**Exercise requirements**
Tally the lines that contain "React" and report the total alone.

**Data lines**
───

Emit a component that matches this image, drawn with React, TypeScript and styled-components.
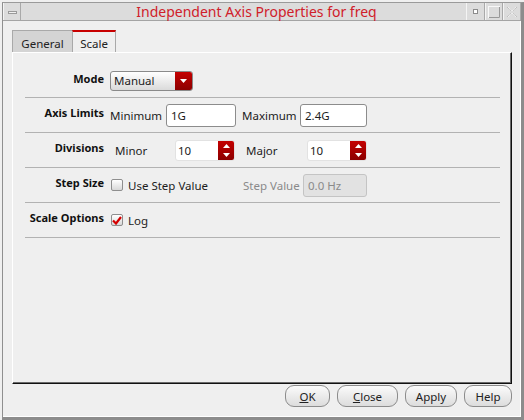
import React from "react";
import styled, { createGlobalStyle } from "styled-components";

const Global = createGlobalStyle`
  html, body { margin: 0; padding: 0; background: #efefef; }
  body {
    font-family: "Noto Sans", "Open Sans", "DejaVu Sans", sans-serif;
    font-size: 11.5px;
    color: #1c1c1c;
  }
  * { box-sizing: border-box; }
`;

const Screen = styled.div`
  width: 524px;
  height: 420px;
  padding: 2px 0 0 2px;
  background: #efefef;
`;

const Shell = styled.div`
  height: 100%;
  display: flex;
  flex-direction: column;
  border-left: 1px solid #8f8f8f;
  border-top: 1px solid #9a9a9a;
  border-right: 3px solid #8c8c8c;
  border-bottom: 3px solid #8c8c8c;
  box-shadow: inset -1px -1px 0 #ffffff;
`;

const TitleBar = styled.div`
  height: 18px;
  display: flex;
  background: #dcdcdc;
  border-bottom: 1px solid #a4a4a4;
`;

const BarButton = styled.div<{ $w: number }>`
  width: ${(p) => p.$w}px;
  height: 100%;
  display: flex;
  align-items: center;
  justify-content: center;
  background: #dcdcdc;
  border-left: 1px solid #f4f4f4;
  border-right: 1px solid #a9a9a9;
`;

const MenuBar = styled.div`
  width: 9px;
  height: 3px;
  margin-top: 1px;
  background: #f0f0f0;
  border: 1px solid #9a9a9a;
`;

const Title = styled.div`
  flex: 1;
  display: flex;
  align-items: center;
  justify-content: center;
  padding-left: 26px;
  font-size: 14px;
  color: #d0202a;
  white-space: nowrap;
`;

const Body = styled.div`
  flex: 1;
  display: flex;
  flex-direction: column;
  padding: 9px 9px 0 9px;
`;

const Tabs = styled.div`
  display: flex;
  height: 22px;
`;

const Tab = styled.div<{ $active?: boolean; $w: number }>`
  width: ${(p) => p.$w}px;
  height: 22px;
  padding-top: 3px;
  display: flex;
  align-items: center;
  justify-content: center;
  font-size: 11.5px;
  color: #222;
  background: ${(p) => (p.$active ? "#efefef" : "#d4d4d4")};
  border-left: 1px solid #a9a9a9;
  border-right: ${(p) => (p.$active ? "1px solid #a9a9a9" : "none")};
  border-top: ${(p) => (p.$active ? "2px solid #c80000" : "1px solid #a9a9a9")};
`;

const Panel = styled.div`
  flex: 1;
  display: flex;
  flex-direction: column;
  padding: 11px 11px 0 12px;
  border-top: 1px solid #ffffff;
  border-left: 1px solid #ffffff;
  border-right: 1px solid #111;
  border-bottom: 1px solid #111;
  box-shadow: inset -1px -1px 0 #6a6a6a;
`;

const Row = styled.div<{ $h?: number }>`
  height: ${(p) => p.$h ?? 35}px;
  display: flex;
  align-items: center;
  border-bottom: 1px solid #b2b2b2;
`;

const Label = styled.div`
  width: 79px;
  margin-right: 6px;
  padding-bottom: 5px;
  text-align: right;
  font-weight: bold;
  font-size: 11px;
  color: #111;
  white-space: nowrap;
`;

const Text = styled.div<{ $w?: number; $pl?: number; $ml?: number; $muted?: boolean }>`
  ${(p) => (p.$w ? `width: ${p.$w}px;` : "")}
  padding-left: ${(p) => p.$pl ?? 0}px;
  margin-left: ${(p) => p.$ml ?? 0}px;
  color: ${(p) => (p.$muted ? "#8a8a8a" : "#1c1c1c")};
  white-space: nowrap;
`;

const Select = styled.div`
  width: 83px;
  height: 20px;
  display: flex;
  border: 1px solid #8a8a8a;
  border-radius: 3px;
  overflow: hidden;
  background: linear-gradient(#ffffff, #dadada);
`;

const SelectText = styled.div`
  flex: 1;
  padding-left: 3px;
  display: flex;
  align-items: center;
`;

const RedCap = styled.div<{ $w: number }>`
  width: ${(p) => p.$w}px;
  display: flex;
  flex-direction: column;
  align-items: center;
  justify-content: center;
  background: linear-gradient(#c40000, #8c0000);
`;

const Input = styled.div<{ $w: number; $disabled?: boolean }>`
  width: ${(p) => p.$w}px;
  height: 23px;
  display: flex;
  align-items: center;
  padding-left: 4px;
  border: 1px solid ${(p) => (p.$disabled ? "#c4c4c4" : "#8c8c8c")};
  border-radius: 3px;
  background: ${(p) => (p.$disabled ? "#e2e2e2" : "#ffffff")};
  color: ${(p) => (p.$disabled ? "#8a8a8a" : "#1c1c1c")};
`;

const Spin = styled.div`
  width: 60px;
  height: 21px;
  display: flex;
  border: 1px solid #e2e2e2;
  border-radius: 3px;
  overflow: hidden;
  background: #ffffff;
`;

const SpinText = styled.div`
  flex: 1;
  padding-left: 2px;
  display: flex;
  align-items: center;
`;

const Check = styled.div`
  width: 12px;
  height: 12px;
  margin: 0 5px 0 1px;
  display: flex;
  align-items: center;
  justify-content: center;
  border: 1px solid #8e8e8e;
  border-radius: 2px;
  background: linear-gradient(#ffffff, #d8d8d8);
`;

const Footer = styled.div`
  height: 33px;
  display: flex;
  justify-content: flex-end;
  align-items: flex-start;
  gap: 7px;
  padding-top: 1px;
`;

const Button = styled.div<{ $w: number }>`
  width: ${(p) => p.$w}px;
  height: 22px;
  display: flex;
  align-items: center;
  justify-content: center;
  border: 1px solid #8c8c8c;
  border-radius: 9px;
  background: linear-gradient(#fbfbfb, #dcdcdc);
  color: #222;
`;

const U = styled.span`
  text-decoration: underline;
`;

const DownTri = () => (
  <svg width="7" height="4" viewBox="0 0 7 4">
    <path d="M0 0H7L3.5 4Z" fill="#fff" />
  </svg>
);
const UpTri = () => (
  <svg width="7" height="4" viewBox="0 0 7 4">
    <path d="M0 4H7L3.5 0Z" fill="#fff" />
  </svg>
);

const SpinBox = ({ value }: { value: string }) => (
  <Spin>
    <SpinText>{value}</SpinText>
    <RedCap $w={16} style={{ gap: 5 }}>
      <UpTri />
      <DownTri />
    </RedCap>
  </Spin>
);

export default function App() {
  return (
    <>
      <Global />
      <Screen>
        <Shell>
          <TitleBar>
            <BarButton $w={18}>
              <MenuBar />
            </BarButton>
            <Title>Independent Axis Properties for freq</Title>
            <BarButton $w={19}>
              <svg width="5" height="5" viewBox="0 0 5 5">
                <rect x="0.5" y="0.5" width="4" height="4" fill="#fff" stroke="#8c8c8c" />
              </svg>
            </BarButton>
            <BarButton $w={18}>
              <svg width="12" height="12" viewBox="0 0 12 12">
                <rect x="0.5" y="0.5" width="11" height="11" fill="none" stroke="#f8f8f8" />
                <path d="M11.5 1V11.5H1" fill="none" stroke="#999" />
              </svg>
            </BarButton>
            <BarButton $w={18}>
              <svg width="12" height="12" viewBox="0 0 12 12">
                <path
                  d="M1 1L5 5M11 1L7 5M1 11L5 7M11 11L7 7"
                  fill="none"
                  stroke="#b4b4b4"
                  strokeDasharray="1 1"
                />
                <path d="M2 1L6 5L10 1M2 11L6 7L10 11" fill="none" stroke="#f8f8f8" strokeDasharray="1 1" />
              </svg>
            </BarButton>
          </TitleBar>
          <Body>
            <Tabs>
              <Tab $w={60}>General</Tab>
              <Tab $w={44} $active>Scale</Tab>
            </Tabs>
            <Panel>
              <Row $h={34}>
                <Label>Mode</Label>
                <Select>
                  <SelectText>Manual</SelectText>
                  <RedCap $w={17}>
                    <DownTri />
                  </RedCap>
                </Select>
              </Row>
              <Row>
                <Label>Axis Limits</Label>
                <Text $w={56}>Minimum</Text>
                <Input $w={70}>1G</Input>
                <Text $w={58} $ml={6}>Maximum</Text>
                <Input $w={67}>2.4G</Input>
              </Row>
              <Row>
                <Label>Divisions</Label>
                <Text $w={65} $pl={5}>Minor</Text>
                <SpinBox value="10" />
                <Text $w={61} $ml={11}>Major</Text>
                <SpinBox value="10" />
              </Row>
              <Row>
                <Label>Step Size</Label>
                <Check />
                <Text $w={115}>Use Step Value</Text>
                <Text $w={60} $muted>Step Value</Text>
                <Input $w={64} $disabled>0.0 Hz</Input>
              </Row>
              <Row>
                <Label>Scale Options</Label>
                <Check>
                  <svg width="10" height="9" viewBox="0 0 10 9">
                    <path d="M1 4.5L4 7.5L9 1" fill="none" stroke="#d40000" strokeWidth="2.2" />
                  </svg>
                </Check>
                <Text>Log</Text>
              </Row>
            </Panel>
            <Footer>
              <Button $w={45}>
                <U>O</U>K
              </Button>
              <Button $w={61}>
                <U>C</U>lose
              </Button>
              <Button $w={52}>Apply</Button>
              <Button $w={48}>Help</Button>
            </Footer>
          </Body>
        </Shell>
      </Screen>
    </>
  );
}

───

**Right answer**
2